- [MATERIAL]
__________________________________________________

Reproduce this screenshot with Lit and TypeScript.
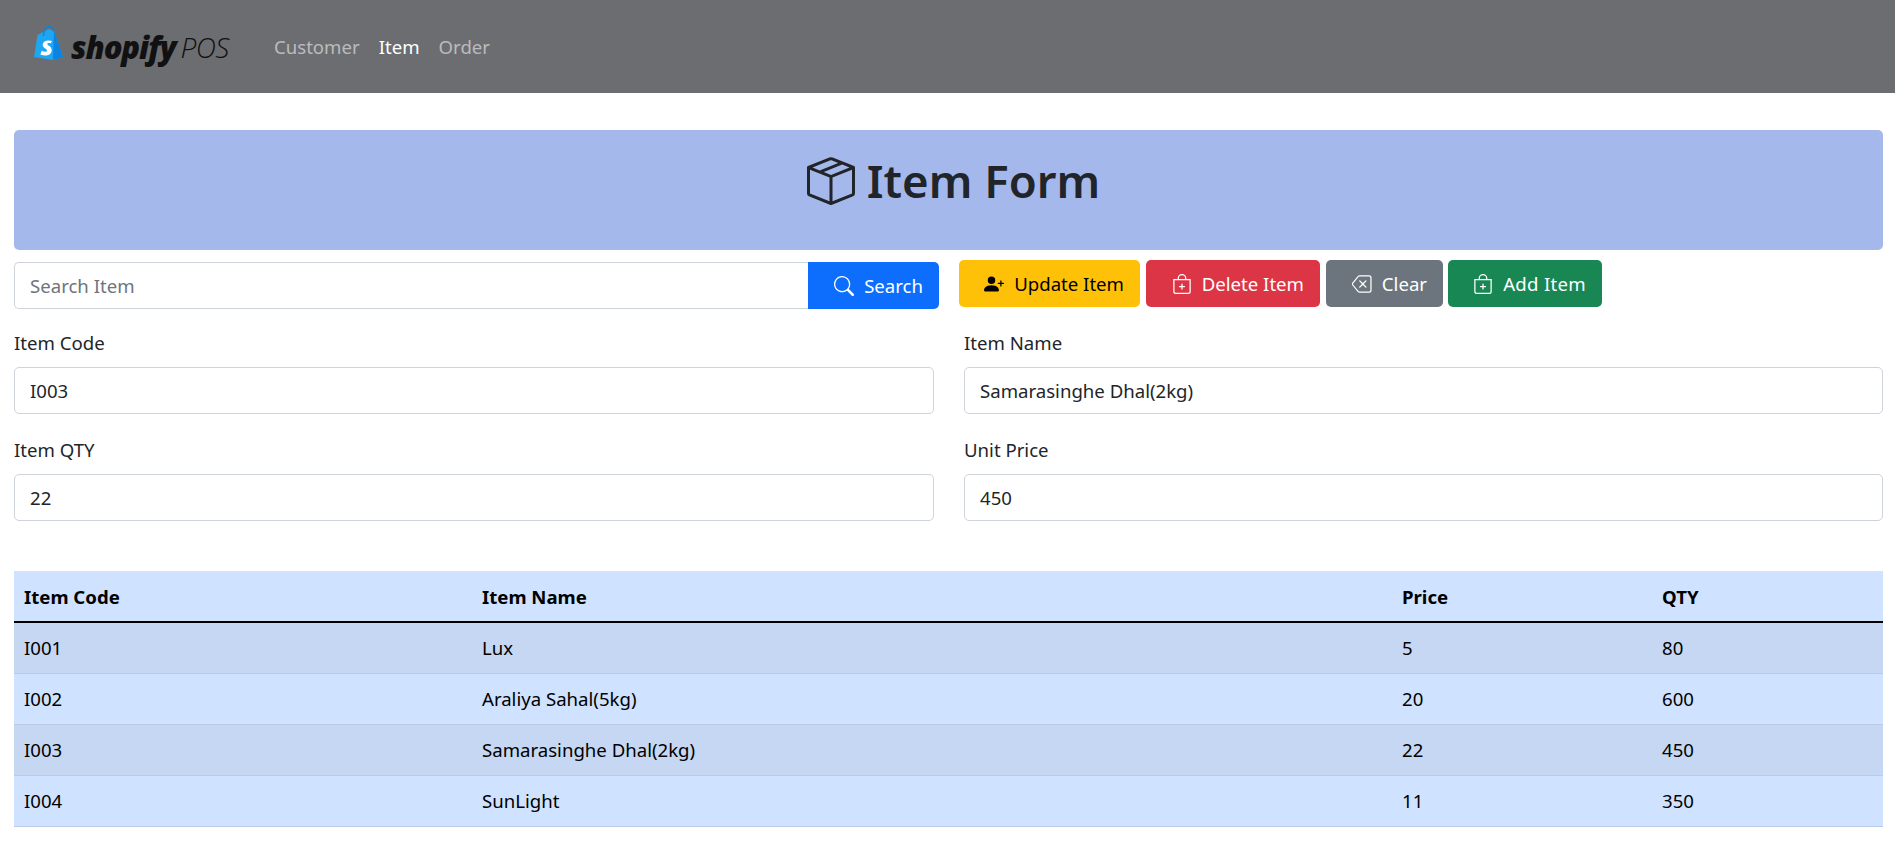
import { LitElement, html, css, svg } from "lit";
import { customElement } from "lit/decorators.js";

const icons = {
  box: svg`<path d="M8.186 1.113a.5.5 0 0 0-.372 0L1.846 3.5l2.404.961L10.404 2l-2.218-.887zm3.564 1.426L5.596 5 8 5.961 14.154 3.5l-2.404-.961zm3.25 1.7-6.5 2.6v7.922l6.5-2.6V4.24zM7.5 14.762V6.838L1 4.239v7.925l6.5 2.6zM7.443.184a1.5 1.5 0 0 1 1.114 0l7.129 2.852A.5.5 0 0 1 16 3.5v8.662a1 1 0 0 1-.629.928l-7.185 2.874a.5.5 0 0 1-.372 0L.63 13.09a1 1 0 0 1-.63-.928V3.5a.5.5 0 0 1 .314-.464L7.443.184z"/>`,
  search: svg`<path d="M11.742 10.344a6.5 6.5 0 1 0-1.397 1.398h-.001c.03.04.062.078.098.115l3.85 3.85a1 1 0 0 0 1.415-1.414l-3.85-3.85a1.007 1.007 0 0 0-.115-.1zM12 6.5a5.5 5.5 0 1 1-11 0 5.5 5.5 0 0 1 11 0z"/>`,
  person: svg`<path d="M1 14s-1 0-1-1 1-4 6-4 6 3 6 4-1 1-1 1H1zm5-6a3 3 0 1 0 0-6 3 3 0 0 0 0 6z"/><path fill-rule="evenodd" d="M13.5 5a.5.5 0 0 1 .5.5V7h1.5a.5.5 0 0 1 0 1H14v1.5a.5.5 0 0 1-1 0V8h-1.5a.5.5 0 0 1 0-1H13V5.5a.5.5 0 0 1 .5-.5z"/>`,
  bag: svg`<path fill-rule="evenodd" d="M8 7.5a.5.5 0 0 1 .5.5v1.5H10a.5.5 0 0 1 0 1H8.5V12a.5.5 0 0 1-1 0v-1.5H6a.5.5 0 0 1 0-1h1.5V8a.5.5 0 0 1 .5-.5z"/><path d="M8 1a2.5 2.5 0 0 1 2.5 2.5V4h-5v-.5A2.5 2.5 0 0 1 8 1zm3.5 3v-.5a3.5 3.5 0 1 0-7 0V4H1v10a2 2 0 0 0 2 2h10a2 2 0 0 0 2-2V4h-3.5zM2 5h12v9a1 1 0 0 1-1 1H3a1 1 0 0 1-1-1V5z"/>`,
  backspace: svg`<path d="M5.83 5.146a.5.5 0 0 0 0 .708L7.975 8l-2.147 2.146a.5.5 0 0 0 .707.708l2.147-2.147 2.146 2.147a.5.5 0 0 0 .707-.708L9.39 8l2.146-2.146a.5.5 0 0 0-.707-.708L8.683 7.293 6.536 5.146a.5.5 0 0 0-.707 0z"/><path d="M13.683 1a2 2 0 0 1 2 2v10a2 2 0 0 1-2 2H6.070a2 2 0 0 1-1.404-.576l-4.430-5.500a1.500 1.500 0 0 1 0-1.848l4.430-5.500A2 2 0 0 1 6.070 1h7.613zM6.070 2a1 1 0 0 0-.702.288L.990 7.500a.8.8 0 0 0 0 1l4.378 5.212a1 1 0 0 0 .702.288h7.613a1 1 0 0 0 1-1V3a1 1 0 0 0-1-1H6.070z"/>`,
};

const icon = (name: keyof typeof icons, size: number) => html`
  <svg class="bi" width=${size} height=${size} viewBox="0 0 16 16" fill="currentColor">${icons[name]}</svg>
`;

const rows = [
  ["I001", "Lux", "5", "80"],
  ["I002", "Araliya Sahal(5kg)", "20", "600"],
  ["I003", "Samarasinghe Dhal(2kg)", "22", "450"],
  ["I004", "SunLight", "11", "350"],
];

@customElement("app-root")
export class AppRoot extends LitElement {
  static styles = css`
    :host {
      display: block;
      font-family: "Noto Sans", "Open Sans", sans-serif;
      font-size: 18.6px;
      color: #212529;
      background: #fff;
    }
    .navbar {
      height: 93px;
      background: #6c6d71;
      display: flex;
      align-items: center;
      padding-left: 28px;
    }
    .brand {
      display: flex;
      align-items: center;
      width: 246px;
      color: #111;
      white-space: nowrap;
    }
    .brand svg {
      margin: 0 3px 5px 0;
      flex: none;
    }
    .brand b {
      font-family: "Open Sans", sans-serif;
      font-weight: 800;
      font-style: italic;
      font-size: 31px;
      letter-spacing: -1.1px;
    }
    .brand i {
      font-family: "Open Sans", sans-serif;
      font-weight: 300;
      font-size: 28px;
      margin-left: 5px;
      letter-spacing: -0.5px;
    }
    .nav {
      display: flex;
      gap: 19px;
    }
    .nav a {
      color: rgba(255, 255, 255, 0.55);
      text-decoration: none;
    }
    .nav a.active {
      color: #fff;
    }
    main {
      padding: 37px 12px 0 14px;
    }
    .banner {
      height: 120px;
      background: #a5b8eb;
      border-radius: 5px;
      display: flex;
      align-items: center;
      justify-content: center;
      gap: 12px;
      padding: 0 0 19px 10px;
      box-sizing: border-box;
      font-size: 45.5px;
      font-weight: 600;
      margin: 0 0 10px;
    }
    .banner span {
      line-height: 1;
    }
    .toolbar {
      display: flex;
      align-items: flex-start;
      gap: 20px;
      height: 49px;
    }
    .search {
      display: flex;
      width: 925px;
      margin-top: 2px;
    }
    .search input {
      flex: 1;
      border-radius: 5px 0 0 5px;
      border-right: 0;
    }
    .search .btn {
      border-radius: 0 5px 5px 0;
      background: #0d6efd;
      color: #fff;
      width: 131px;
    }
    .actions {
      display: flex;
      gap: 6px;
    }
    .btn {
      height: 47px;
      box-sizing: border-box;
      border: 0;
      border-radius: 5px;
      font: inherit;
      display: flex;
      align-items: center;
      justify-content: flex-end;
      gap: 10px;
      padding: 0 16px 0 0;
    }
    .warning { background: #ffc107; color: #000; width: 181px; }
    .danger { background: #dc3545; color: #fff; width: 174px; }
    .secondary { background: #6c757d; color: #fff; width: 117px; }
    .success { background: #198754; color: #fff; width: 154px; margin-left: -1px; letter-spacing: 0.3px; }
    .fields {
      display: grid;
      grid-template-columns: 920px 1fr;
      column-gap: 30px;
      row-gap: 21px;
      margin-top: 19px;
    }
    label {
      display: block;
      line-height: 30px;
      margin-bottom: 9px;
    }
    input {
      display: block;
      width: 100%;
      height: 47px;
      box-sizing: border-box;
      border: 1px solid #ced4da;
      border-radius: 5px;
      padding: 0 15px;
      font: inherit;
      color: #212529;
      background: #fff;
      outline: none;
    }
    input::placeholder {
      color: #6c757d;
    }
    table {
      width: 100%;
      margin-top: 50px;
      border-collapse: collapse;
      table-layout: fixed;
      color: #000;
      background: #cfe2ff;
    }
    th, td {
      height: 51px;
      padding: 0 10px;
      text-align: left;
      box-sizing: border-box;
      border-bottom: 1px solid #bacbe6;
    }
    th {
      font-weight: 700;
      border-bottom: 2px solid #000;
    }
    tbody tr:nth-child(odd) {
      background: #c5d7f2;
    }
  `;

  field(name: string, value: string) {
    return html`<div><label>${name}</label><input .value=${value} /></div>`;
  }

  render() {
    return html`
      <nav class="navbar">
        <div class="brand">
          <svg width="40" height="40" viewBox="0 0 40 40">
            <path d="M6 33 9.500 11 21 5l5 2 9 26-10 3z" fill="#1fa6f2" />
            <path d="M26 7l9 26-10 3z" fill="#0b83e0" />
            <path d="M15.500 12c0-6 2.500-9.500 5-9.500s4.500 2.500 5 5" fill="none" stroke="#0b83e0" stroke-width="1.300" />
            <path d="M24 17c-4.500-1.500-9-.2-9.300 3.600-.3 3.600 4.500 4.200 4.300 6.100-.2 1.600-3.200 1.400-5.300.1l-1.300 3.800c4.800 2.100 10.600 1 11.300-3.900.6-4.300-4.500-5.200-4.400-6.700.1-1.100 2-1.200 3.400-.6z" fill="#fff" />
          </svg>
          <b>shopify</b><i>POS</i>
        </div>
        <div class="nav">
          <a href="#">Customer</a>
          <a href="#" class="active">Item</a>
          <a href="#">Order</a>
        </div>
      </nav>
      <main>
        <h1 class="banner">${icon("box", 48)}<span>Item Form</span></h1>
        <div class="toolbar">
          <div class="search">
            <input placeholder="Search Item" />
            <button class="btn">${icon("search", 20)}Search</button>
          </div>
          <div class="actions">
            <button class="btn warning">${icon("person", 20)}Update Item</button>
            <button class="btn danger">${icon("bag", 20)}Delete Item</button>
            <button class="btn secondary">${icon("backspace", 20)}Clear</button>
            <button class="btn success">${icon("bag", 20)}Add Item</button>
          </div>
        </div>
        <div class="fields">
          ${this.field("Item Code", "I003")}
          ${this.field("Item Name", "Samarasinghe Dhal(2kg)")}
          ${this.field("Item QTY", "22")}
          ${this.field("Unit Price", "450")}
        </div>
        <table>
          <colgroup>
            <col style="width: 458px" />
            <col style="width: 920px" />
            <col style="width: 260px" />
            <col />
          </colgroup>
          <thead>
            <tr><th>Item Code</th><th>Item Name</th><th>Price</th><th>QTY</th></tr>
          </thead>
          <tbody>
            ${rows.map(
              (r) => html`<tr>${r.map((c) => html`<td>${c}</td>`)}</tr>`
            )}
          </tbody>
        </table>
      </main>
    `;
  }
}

__________________________________________________

- [GOAL OF THE EXERCISE] List all lines in the material containing the string "this".

- [FINISHED TASK]
Reproduce this screenshot with Lit and TypeScript.
          ${this.field("Item Code", "I003")}
          ${this.field("Item Name", "Samarasinghe Dhal(2kg)")}
          ${this.field("Item QTY", "22")}
          ${this.field("Unit Price", "450")}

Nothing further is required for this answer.